These Oven Roasted Potatoes are an simple, delicious side dish that goes with everything from everyday family meals to special holiday feasts. You'll love how crispy they get in the oven, and you can customize the herbs to your favorites.
Preheat oven to 400 degrees. In a large bowl, combine potatoes, garlic, and herbs. Drizzle with olive oil and toss until evenly coated.
Spread on rimmed baking sheet and arrange potatoes cut-side down. Sprinkle with salt and pepper (I like 1 teaspoon salt and 1/2 teaspoon pepper).
Bake uncovered until brown spots begin to form on the potatoes, stirring occasionally, about 40 minutes.
Notes
Potatoes: I love the clean flavor and starchy texture of Russet potatoes, but you can use whatever variety you prefer. Just cut them into chunks of a similar size.

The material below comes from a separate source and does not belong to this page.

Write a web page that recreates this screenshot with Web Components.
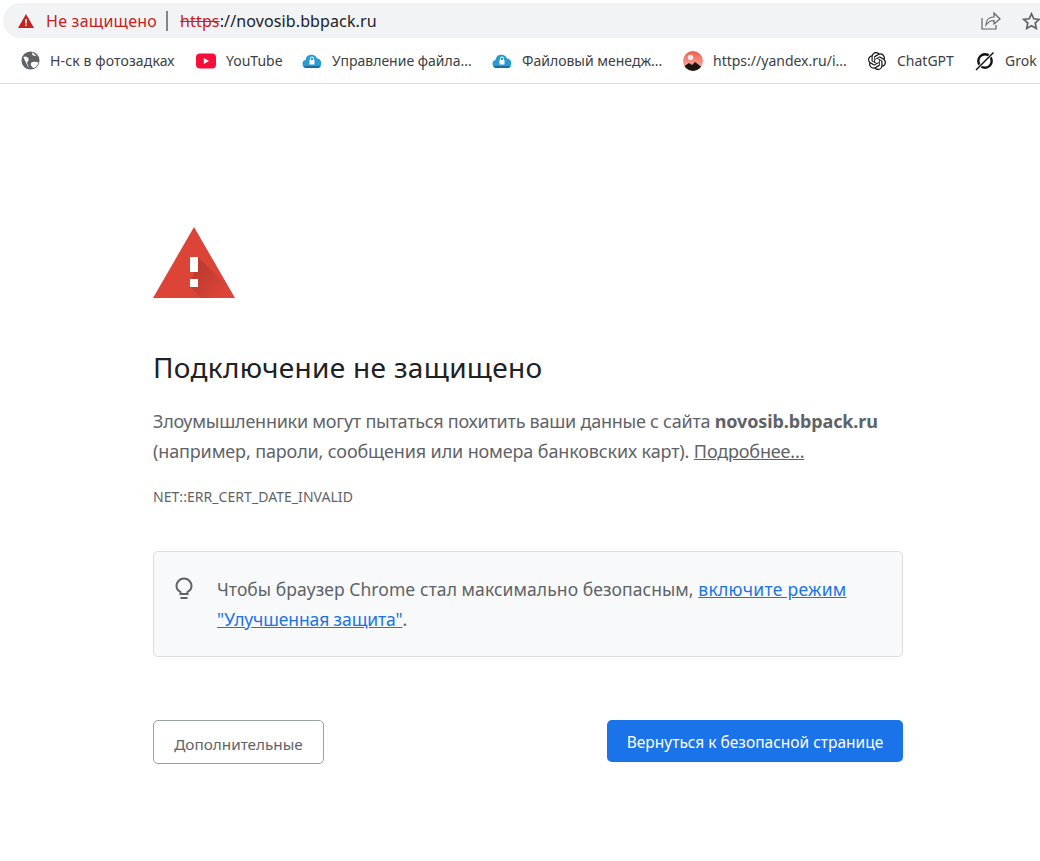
<!DOCTYPE html>
<html lang="ru"><head><meta charset="utf-8"><title>Подключение не защищено</title>
<style>
html,body{margin:0;padding:0;background:#fff;overflow:hidden}
body{width:1040px;height:861px;font-family:"Noto Sans","Open Sans",sans-serif}
</style></head><body>
<x-omnibox></x-omnibox>
<x-bookmarks>
  <x-bookmark w="176" ls=".12" label="Н-ск в фотозадках"><svg viewBox="0 0 20 20" width="19" height="19"><circle cx="10" cy="10" r="9.500" fill="#5f6368"/><path d="M2.500 6.500c2.500-1.500 5 0 5.500 2s-1.500 2.500-1.500 4 1.500 2 1.500 5.500M12 1.500c-1 2 .5 3.500 2.500 3.500 1.500 0 2.500-.5 3 1M10.500 12.500c1.500-1.500 5-1.500 8-.5-1 3-3 5.500-5.500 6-1.500-1.500-3.500-3.500-2.500-5.500z" fill="#fff"/></svg></x-bookmark>
  <x-bookmark w="106" label="YouTube"><svg viewBox="0 0 20 20" width="20" height="20"><rect x="0" y="2.500" width="20" height="15" rx="4" fill="#f50f3a"/><path d="M7.800 7l5.200 3-5.200 3z" fill="#fff"/></svg></x-bookmark>
  <x-bookmark w="190" label="Управление файла..."><svg viewBox="0 0 20 20" width="20" height="20"><path d="M4 16.500a3.800 3.800 0 0 1-.5-7.500 6 6 0 0 1 11.500-1.500 4.600 4.600 0 0 1 1 9z" fill="#2a9bd0"/><path d="M1 15h18l-2 2H3z" fill="#16709e"/><rect x="7.500" y="9" width="5" height="4.500" fill="#fff"/><path d="M8.500 9V7.500a1.500 1.500 0 0 1 3 0V9" fill="none" stroke="#fff"/></svg></x-bookmark>
  <x-bookmark w="191" label="Файловый менедж..."><svg viewBox="0 0 20 20" width="20" height="20"><path d="M4 16.500a3.800 3.800 0 0 1-.5-7.500 6 6 0 0 1 11.500-1.500 4.600 4.600 0 0 1 1 9z" fill="#2a9bd0"/><path d="M1 15h18l-2 2H3z" fill="#16709e"/><rect x="7.500" y="9" width="5" height="4.500" fill="#fff"/><path d="M8.500 9V7.500a1.500 1.500 0 0 1 3 0V9" fill="none" stroke="#fff"/></svg></x-bookmark>
  <x-bookmark w="184" label="https://yandex.ru/i..."><svg viewBox="0 0 20 20" width="20" height="20"><defs><linearGradient id="g" x1="0" y1="0" x2="0" y2="1"><stop offset="0" stop-color="#ef5b4c"/><stop offset="1" stop-color="#f7bdb2"/></linearGradient><clipPath id="c"><circle cx="10" cy="10" r="10"/></clipPath></defs><g clip-path="url(#c)"><rect width="20" height="20" fill="url(#g)"/><circle cx="7.500" cy="6.500" r="2.800" fill="#fbe7e0"/><path d="M0 16l6-4 3 2 3-3 8 6v5H0z" fill="#1c1513"/></g></svg></x-bookmark>
  <x-bookmark w="108" label="ChatGPT"><svg viewBox="0 0 24 24" width="18" height="18" fill="#111"><path d="M22.2819 9.8211a5.9847 5.9847 0 0 0-.5157-4.9108 6.0462 6.0462 0 0 0-6.5098-2.9A6.0651 6.0651 0 0 0 4.9807 4.1818a5.9847 5.9847 0 0 0-3.9977 2.9 6.0462 6.0462 0 0 0 .7427 7.0966 5.98 5.98 0 0 0 .511 4.9107 6.051 6.051 0 0 0 6.5146 2.9001A5.9847 5.9847 0 0 0 13.2599 24a6.0557 6.0557 0 0 0 5.7718-4.2058 5.9894 5.9894 0 0 0 3.9977-2.9001 6.0557 6.0557 0 0 0-.7475-7.0729zm-9.022 12.6081a4.4755 4.4755 0 0 1-2.8764-1.0408l.1419-.0804 4.7783-2.7582a.7948.7948 0 0 0 .3927-.6813v-6.7369l2.02 1.1686a.071.071 0 0 1 .038.052v5.5826a4.504 4.504 0 0 1-4.4945 4.4944zm-9.6607-4.1254a4.4708 4.4708 0 0 1-.5346-3.0137l.142.0852 4.783 2.7582a.7712.7712 0 0 0 .7806 0l5.8428-3.3685v2.3324a.0804.0804 0 0 1-.0332.0615L9.74 19.9502a4.4992 4.4992 0 0 1-6.1408-1.6464zM2.3408 7.8956a4.485 4.485 0 0 1 2.3655-1.9728V11.6a.7664.7664 0 0 0 .3879.6765l5.8144 3.3543-2.0201 1.1685a.0757.0757 0 0 1-.071 0l-4.8303-2.7865A4.504 4.504 0 0 1 2.3408 7.872zm16.5963 3.8558L13.1038 8.364 15.1192 7.2a.0757.0757 0 0 1 .071 0l4.8303 2.7913a4.4944 4.4944 0 0 1-.6765 8.1042v-5.6772a.79.79 0 0 0-.407-.667zm2.0107-3.0231l-.142-.0852-4.7735-2.7818a.7759.7759 0 0 0-.7854 0L9.409 9.2297V6.8974a.0662.0662 0 0 1 .0284-.0615l4.8303-2.7866a4.4992 4.4992 0 0 1 6.6802 4.66zM8.3065 12.863l-2.02-1.1638a.0804.0804 0 0 1-.038-.0567V6.0742a4.4992 4.4992 0 0 1 7.3757-3.4537l-.142.0805L8.704 5.459a.7948.7948 0 0 0-.3927.6813zm1.0976-2.3654l2.602-1.4998 2.6069 1.4998v2.9994l-2.5974 1.4997-2.6067-1.4997Z"/></svg></x-bookmark>
  <x-bookmark w="80" label="Grok"><svg viewBox="0 0 20 20" width="20" height="20" fill="none" stroke="#111"><circle cx="10" cy="10" r="6.700" stroke-width="2.400"/><path d="M1 19L18.500 1.500" stroke="#fff" stroke-width="3"/><path d="M1 19L18.500 1.500" stroke-width="1.400"/></svg></x-bookmark>
</x-bookmarks>
<x-interstitial>
  <svg slot="icon" viewBox="0 0 82 71" width="82" height="71"><defs><linearGradient id="sh" gradientUnits="userSpaceOnUse" x1="41" y1="45" x2="68" y2="68"><stop offset="0" stop-color="#000" stop-opacity=".14"/><stop offset="1" stop-color="#000" stop-opacity="0"/></linearGradient></defs><path d="M41 0L82 71H0z" fill="#db4437"/><path d="M45 30L72 57V63L66 71H48L37 60z" fill="url(#sh)"/><rect x="37" y="30" width="8" height="15" fill="#fff"/><rect x="37" y="52" width="8" height="8" fill="#fff"/></svg>
  <span slot="title">Подключение не защищено</span>
  <span><span style="letter-spacing:-.25px">Злоумышленники могут пытаться похитить ваши данные с сайта </span><b style="letter-spacing:-.12px">novosib.bbpack.ru</b><br><span style="letter-spacing:-.14px">(например, пароли, сообщения или номера банковских карт). </span><a style="letter-spacing:-.16px">Подробнее...</a></span>
  <span slot="code">NET::ERR_CERT_DATE_INVALID</span>
  <x-tip slot="tip">Чтобы браузер Chrome стал максимально безопасным, <a style="letter-spacing:.3px">включите режим</a><br><a style="letter-spacing:-.12px">"Улучшенная защита"</a>.</x-tip>
  <x-btn slot="left">Дополнительные</x-btn>
  <x-btn slot="right" primary>Вернуться к безопасной странице</x-btn>
</x-interstitial>
<script>
const def=(n,html,init)=>customElements.define(n,class extends HTMLElement{connectedCallback(){if(this.shadowRoot)return;const s=this.attachShadow({mode:'open'});s.innerHTML=html;init&&init.call(this,s)}});
def('x-omnibox',`<style>
:host{display:flex;align-items:center;height:35px;margin:3px 0 0 3px;background:#f1f3f4;border-radius:18px 0 0 18px;color:#202124;font-size:16px;overflow:hidden;white-space:nowrap}
.w{margin-left:15px;flex:none;display:block}
.ns{color:#c5221f;margin-left:12px;letter-spacing:.25px}
.sep{width:2px;height:20px;background:#80868b;margin:0 12px 0 9px}
s{color:#c5221f;text-decoration-thickness:1px}
.url{flex:1;letter-spacing:.12px}
.i{flex:none;display:block}
</style>
<svg class="w" width="16" height="14" viewBox="0 0 16 14"><path d="M8 0l8 14H0z" fill="#c5221f"/><rect x="7.200" y="5" width="1.600" height="4.500" fill="#fff"/><rect x="7.200" y="10.500" width="1.600" height="1.600" fill="#fff"/></svg>
<span class="ns">Не защищено</span><span class="sep"></span>
<span class="url"><s>https</s>://novosib.bbpack.ru</span>
<svg class="i" style="margin-right:21px" width="20" height="19" viewBox="0 0 20 19" fill="none" stroke="#5f6368" stroke-width="1.200"><path d="M1 7v11h14v-4"/><path d="M5 14c0-5 3-8 8-8V2l6 6-6 5V9.500c-4 0-6 1.500-8 4.500z"/></svg>
<svg class="i" style="margin-right:-1px" width="19" height="18" viewBox="0 0 19 18" fill="none" stroke="#5f6368" stroke-width="1.700"><path d="M9.500 1.800l2.300 5 5.400.6-4 3.700 1.100 5.300-4.800-2.700-4.800 2.700 1.100-5.300-4-3.700 5.400-.6z"/></svg>`);
def('x-bookmarks',`<style>:host{display:flex;align-items:center;height:46px;box-sizing:border-box;border-bottom:1px solid #dadce0;padding:0 0 0 20px;overflow:hidden}</style><slot></slot>`);
def('x-bookmark',`<style>:host{display:flex;flex:none;align-items:center;font-size:14px;color:#3c4043;white-space:nowrap}
.ic{width:20px;height:20px;display:flex;align-items:center;justify-content:center;margin-right:10px;flex:none}</style><span class="ic"><slot></slot></span><span id="t"></span>`,function(s){const t=s.getElementById('t');t.textContent=this.getAttribute('label');this.style.width=this.getAttribute('w')+'px';if(this.hasAttribute('ls'))t.style.letterSpacing=this.getAttribute('ls')+'px'});
def('x-interstitial',`<style>:host{display:block;width:750px;margin:0 0 0 153px;padding-top:143px;color:#5f6368;font-size:18px;line-height:30px}
.ic{display:block;height:71px}
h1{margin:54px 0 0;font-weight:400;font-size:28px;line-height:30px;color:#202124;letter-spacing:.3px}
p{margin:24px 0 0}
.code{font-size:14px;line-height:20px;margin-top:21px;letter-spacing:.05px}
.tip{margin-top:44px}
.btns{display:flex;justify-content:space-between;align-items:flex-start;margin-top:63px}
::slotted(svg){display:block}
</style><div class="ic"><slot name="icon"></slot></div><h1><slot name="title"></slot></h1><p><slot></slot></p><div class="code"><slot name="code"></slot></div><div class="tip"><slot name="tip"></slot></div><div class="btns"><slot name="left"></slot><slot name="right"></slot></div>`);
def('x-tip',`<style>:host{display:flex;box-sizing:border-box;height:106px;padding:22px 20px 0 20px;border:1px solid #dadce0;border-radius:5px;background:#f8f9fa;font-size:17.5px;line-height:30px;letter-spacing:.07px}
svg{flex:none;display:block;margin:3px 23px 0 0}
</style><svg width="20" height="24" viewBox="0 0 20 24" fill="none" stroke="#5f6368" stroke-width="2"><path d="M6.500 17v-2C4 13.600 2.500 11.300 2.500 9a7.500 7.500 0 0 1 15 0c0 2.300-1.500 4.600-4 6v2z"/><path d="M6.500 21h7"/></svg><div><slot></slot></div>`);
def('x-btn',`<style>:host{display:block;box-sizing:border-box;font-size:15.500px;border-radius:5px;text-align:center;white-space:nowrap}
:host(:not([primary])){width:171px;height:44px;border:1px solid #9aa0a6;color:#5f6368;line-height:46px;font-size:15.3px}
:host([primary]){width:296px;height:42px;line-height:44px;background:#1a73e8;color:#fff}</style><slot></slot>`);
</script>
<style>
x-interstitial a{color:#5f6368;text-decoration:underline}
x-tip a{color:#1a73e8;text-decoration:underline}
x-interstitial b{font-weight:700}
</style>
</body></html>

Leave the skins on for a rustic side dish.
Herbs: I love the combo of rosemary and thyme and their sturdy nature holds up well to roasting. More delicate herbs such as chives or parsley are delicious too, but should be added after roasting so they don't scorch.
Yield: This recipe makes 4 (1-cup) servings.
Storage: Store leftovers covered in the refrigerator for up to 4 days. Leftover potatoes are delicious in scrambled eggs and omelets.
Make ahead: The potatoes can be cut and submerged in water in the refrigerator up to 24 hours in advance.